Crucially, once those numbers were re-run, the Premier League says Chelsea wouldn’t have breached Profitability and Sustainability Rules in any scenario if those payments had been properly included. That matters — we’re not talking about PSR points penalties here — but it doesn’t erase the obligation to play everything straight with the regulators.
The sanctions, unpacked
Here’s the lay of the land. Chelsea accept a £10m fine for the financial reporting and third-party elements, plus a separate £750,000 penalty over academy matters — £10.75m in total. There’s a suspended one-year first-team transfer ban hanging over the club for two years. Step out of line again in that window and the embargo drops like a guillotine.
On youth development, the Premier League probed registrations between 2019 and 2022 involving a former senior employee, after a further voluntary report in 2025. The outcome: a nine-month, immediate ban on registering academy players from PL and EFL clubs. Every sanction kicks in right away, with Chelsea also picking up the league’s investigatory and legal tab. All of it has been signed off by an independent Judicial Panel.
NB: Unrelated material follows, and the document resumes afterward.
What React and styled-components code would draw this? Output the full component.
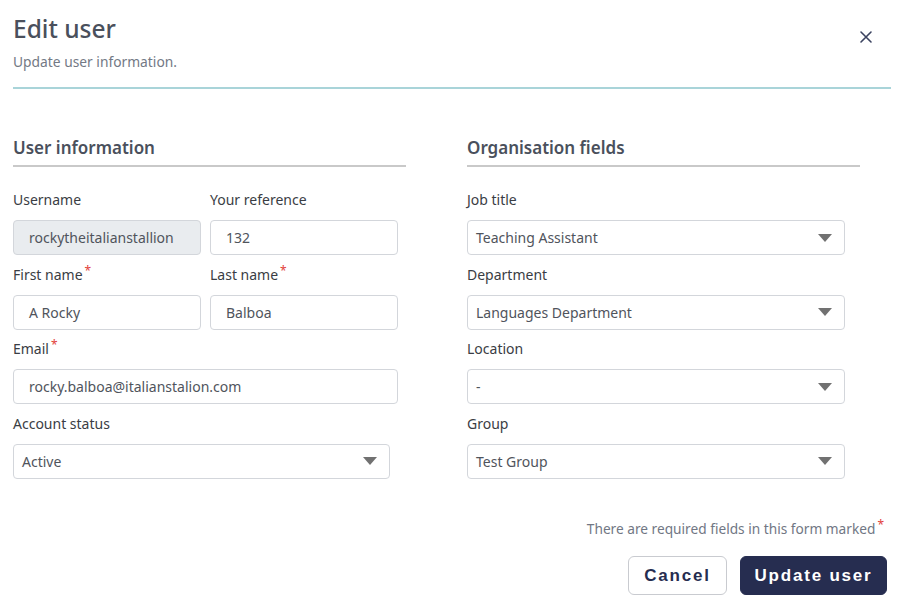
import React from "react";
import styled, { createGlobalStyle } from "styled-components";

const Global = createGlobalStyle`
  html, body { margin: 0; padding: 0; background: #fff; }
  body { font-family: "Noto Sans", "Open Sans", sans-serif; color: #3d4048; }
  * { box-sizing: border-box; }
`;

const Page = styled.div`
  width: 902px;
  height: 611px;
  padding: 13px 11px 0 13px;
  display: flex;
  flex-direction: column;
`;

const Header = styled.header`
  display: flex;
  justify-content: space-between;
  align-items: flex-start;
  padding-bottom: 15px;
  border-bottom: 2px solid #a9d4d9;
`;

const Title = styled.h1`
  margin: 0;
  font-size: 24.5px;
  line-height: 32px;
  font-weight: 500;
  color: #4a505c;
`;

const Subtitle = styled.p`
  margin: 7px 0 0;
  font-size: 13.8px;
  line-height: 20px;
  color: #737985;
`;

const Close = styled.button`
  border: none;
  background: none;
  padding: 0;
  margin: 17px 18px 0 0;
  width: 14px;
  height: 14px;
  color: #3b4360;
  display: flex;
  cursor: pointer;
`;

const Columns = styled.div`
  display: grid;
  grid-template-columns: 393px 393px;
  column-gap: 61px;
  margin-top: 47px;
`;

const Section = styled.section`
  display: flex;
  flex-direction: column;
`;

const SectionTitle = styled.h2`
  margin: 0 0 23px;
  font-size: 17px;
  line-height: 24px;
  font-weight: 600;
  color: #4a505c;
  padding-bottom: 5px;
  border-bottom: 2px solid #c9c9c9;
`;

const FieldGrid = styled.div`
  display: grid;
  grid-template-columns: ${(p) => p.$cols || "1fr"};
  column-gap: 9px;
  row-gap: 9.5px;
`;

const Field = styled.div`
  display: flex;
  flex-direction: column;
  grid-column: ${(p) => p.$span || "auto"};
  width: ${(p) => p.$width || "auto"};
`;

const Label = styled.label`
  display: block;
  height: 20px;
  font-size: 14px;
  line-height: 20px;
  color: #3a3d44;
  margin-bottom: 10px;
`;

const Req = styled.span`
  color: #e2403a;
  font-size: 12px;
  line-height: 0;
  vertical-align: 5px;
  margin-left: 2px;
`;

const Input = styled.div`
  height: 35px;
  border: 1px solid #d3d6db;
  border-radius: 4px;
  background: ${(p) => (p.$disabled ? "#e9ecef" : "#fff")};
  display: flex;
  align-items: center;
  padding: 0 ${(p) => (p.$select ? "12px" : "15px")} 0 ${(p) => (p.$select ? "8px" : "15px")};
  font-size: 14px;
  color: #50545c;
  justify-content: space-between;
`;

const Arrow = styled.span`
  width: 0;
  height: 0;
  border-left: 7px solid transparent;
  border-right: 7px solid transparent;
  border-top: 8px solid #717171;
`;

const Footer = styled.footer`
  margin-top: auto;
  display: flex;
  flex-direction: column;
  align-items: flex-end;
  padding: 0 4px 16px 0;
`;

const Note = styled.p`
  margin: 0 3px 0 0;
  font-size: 13.7px;
  line-height: 20px;
  color: #717784;
`;

const Buttons = styled.div`
  display: flex;
  gap: 13px;
  margin-top: 17px;
`;

const Button = styled.button`
  height: 39px;
  padding: 0;
  width: ${(p) => (p.$primary ? "147px" : "99px")};
  border-radius: 6px;
  border: 1px solid ${(p) => (p.$primary ? "#262d50" : "#c9cbd0")};
  background: ${(p) => (p.$primary ? "#262d50" : "#fff")};
  color: ${(p) => (p.$primary ? "#fff" : "#262d50")};
  font-family: "Liberation Sans", Arial, sans-serif;
  font-weight: 700;
  font-size: 17px;
  letter-spacing: 1.8px;
  cursor: pointer;
`;

const TextField = ({ label, value, required, disabled, span }) => (
  <Field $span={span}>
    <Label>
      {label}
      {required && <Req>*</Req>}
    </Label>
    <Input $disabled={disabled}>{value}</Input>
  </Field>
);

const SelectField = ({ label, value, width, span }) => (
  <Field $width={width} $span={span}>
    <Label>{label}</Label>
    <Input $select>
      <span>{value}</span>
      <Arrow />
    </Input>
  </Field>
);

export default function App() {
  return (
    <>
      <Global />
      <Page>
        <Header>
          <div>
            <Title>Edit user</Title>
            <Subtitle>Update user information.</Subtitle>
          </div>
          <Close aria-label="Close">
            <svg width="14" height="14" viewBox="0 0 14 14">
              <path d="M2 2 L12 12 M12 2 L2 12" stroke="currentColor" strokeWidth="1.6" strokeLinecap="round" />
            </svg>
          </Close>
        </Header>
        <Columns>
          <Section>
            <SectionTitle>User information</SectionTitle>
            <FieldGrid $cols="188px 188px">
              <TextField label="Username" value="rockytheitalianstallion" disabled />
              <TextField label="Your reference" value="132" />
              <TextField label="First name" value="A Rocky" required />
              <TextField label="Last name" value="Balboa" required />
              <TextField label="Email" value="rocky.balboa@italianstalion.com" required span="1 / 3" />
              <SelectField label="Account status" value="Active" span="1 / 3" width="377px" />
            </FieldGrid>
          </Section>
          <Section>
            <SectionTitle>Organisation fields</SectionTitle>
            <FieldGrid $cols="378px">
              <SelectField label="Job title" value="Teaching Assistant" />
              <SelectField label="Department" value="Languages Department" />
              <SelectField label="Location" value="-" />
              <SelectField label="Group" value="Test Group" />
            </FieldGrid>
          </Section>
        </Columns>
        <Footer>
          <Note>
            There are required fields in this form marked<Req>*</Req>
          </Note>
          <Buttons>
            <Button>Cancel</Button>
            <Button $primary>Update user</Button>
          </Buttons>
        </Footer>
      </Page>
    </>
  );
}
There’s more paperwork beyond our shores too. Back in 2022, UEFA reached a settlement with the club worth €10m (£8.6m). And on these shores, a separate FA process related to similar conduct is still in motion.
What it means for Boehly, Clearlake and the recruitment plan
In practical terms, the first-team window isn’t shut today — but the sword of Damocles is swinging. Any compliance misstep in the next two years and that suspended ban activates. Expect belt-and-braces governance at Cobham and the Bridge. The nine-month academy curb is more immediate and awkward: it stalls the conveyor belt from rival PL and EFL academies, forcing a sharper focus on in-house development and overseas youth pathways.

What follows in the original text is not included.